## start
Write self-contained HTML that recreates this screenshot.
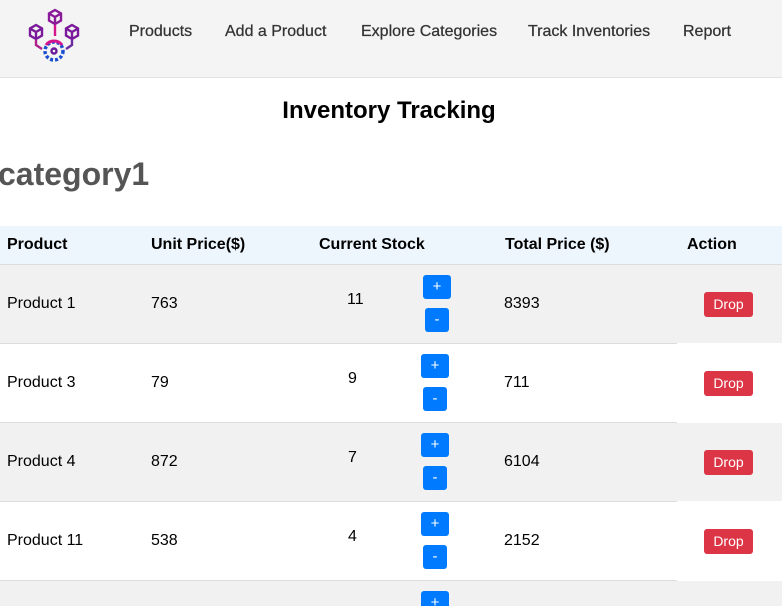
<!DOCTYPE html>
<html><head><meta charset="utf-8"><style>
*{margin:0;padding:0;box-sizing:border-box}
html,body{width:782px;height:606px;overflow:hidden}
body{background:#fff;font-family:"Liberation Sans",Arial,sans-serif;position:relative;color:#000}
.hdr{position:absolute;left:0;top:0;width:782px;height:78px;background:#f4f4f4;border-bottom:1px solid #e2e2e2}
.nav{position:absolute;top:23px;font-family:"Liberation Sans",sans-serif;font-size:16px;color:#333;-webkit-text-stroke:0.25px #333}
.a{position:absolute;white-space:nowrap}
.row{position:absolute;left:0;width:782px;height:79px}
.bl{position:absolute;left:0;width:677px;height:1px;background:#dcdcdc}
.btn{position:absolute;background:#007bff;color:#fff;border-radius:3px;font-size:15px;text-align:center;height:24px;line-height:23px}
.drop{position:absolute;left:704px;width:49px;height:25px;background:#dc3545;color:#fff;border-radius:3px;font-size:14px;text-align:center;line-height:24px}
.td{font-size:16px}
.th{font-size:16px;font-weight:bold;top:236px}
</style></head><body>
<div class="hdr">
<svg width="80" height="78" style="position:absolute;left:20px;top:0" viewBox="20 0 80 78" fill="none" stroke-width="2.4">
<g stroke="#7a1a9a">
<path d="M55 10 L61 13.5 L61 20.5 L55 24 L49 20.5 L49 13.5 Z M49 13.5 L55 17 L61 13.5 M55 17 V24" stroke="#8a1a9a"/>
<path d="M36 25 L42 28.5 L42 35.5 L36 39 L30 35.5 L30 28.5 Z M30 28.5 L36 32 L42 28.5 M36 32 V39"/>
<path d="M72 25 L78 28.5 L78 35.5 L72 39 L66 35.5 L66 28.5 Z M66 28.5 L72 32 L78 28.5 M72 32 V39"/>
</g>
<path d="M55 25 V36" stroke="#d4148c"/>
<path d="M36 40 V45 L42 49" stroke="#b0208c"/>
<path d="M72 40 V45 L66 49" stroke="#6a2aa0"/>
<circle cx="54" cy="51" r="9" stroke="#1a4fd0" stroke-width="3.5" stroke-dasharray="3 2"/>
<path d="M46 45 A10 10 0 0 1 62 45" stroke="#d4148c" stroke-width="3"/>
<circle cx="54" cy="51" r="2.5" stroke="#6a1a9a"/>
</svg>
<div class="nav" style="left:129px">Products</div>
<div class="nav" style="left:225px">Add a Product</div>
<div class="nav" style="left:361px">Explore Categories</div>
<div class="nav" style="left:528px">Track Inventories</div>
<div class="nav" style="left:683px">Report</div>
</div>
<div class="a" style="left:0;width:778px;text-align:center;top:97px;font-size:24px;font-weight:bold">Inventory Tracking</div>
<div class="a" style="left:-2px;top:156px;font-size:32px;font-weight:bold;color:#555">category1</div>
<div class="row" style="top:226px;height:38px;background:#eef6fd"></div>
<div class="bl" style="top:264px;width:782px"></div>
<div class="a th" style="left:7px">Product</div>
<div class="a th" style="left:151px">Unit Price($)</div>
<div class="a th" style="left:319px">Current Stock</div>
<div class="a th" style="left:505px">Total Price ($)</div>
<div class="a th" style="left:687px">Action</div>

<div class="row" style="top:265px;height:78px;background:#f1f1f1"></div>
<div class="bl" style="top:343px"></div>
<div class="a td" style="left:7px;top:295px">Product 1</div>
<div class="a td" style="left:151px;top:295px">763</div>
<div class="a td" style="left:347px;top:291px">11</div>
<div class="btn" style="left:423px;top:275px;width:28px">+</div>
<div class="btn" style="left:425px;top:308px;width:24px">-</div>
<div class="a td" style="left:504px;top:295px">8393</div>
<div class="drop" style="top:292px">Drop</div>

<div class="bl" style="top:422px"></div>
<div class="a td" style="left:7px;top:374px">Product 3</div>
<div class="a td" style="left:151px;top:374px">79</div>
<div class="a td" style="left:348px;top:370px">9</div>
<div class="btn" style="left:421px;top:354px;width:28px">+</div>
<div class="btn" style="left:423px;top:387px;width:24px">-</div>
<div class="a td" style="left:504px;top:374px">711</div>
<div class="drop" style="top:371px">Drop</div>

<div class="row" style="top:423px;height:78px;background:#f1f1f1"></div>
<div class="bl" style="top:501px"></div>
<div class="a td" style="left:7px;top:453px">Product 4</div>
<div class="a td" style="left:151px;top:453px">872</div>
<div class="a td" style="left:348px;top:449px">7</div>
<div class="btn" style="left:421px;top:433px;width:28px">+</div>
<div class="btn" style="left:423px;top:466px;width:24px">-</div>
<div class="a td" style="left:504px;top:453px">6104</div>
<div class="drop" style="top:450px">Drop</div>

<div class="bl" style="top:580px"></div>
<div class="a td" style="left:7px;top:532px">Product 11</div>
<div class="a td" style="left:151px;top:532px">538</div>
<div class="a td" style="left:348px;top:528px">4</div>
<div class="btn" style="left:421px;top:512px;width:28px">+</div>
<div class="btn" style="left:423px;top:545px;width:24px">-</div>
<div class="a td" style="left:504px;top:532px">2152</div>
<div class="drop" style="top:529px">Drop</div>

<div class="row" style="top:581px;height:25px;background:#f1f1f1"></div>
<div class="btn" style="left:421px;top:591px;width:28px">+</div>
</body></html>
## end
## start
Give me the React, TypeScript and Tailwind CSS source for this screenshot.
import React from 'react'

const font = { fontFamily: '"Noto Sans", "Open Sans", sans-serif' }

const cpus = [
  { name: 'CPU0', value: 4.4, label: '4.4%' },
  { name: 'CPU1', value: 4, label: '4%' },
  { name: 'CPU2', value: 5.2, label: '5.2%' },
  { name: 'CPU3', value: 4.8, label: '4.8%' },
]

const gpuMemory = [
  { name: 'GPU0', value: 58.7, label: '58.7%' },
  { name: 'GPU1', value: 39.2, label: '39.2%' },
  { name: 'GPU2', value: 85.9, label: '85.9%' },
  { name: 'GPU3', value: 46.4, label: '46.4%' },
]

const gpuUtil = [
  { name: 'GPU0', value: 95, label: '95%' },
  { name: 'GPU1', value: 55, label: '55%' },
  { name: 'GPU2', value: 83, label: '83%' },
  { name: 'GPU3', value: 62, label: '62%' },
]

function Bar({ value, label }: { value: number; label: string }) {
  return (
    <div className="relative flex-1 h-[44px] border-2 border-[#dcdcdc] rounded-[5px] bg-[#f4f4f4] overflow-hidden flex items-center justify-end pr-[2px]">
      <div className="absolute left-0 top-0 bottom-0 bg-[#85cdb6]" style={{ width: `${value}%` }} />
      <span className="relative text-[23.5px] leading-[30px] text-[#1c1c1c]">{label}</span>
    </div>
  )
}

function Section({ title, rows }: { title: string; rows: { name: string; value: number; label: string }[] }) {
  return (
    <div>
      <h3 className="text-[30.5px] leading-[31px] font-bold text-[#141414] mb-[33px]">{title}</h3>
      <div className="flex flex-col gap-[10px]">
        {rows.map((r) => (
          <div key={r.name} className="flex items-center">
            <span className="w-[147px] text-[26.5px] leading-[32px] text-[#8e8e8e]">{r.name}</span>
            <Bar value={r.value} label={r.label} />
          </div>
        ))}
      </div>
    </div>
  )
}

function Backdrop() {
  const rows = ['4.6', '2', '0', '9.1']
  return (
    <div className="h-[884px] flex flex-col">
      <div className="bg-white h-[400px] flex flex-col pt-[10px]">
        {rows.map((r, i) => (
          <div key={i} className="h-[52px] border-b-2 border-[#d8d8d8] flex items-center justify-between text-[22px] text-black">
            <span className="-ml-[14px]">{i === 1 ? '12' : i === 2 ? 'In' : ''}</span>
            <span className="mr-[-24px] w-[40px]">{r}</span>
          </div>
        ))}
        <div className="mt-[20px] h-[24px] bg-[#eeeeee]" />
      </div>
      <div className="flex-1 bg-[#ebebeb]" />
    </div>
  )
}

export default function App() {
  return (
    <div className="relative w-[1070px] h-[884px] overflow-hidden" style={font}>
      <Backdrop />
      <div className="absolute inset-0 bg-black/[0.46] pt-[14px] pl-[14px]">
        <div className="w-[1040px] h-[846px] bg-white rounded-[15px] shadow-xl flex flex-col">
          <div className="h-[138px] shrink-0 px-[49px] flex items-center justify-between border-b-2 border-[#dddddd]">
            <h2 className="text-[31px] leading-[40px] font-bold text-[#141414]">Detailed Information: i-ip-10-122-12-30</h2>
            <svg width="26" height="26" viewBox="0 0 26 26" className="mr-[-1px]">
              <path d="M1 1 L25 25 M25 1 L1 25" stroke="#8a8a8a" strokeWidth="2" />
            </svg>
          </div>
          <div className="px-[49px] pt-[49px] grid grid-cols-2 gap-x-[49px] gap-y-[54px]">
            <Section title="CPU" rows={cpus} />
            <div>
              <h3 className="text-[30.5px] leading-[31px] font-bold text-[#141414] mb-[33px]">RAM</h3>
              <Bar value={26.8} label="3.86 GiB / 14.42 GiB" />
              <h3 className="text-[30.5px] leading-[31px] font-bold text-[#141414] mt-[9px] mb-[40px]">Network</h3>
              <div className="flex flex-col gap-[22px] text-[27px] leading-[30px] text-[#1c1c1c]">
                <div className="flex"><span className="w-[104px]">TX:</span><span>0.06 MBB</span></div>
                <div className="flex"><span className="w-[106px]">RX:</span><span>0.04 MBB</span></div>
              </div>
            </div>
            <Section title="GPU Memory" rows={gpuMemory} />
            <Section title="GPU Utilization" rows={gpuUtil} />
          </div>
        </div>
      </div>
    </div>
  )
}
## end
*YOUR TASK*
Track down every line with the word "this" and copy it.

*EXERCISE OUTPUT*
Write self-contained HTML that recreates this screenshot.
Give me the React, TypeScript and Tailwind CSS source for this screenshot.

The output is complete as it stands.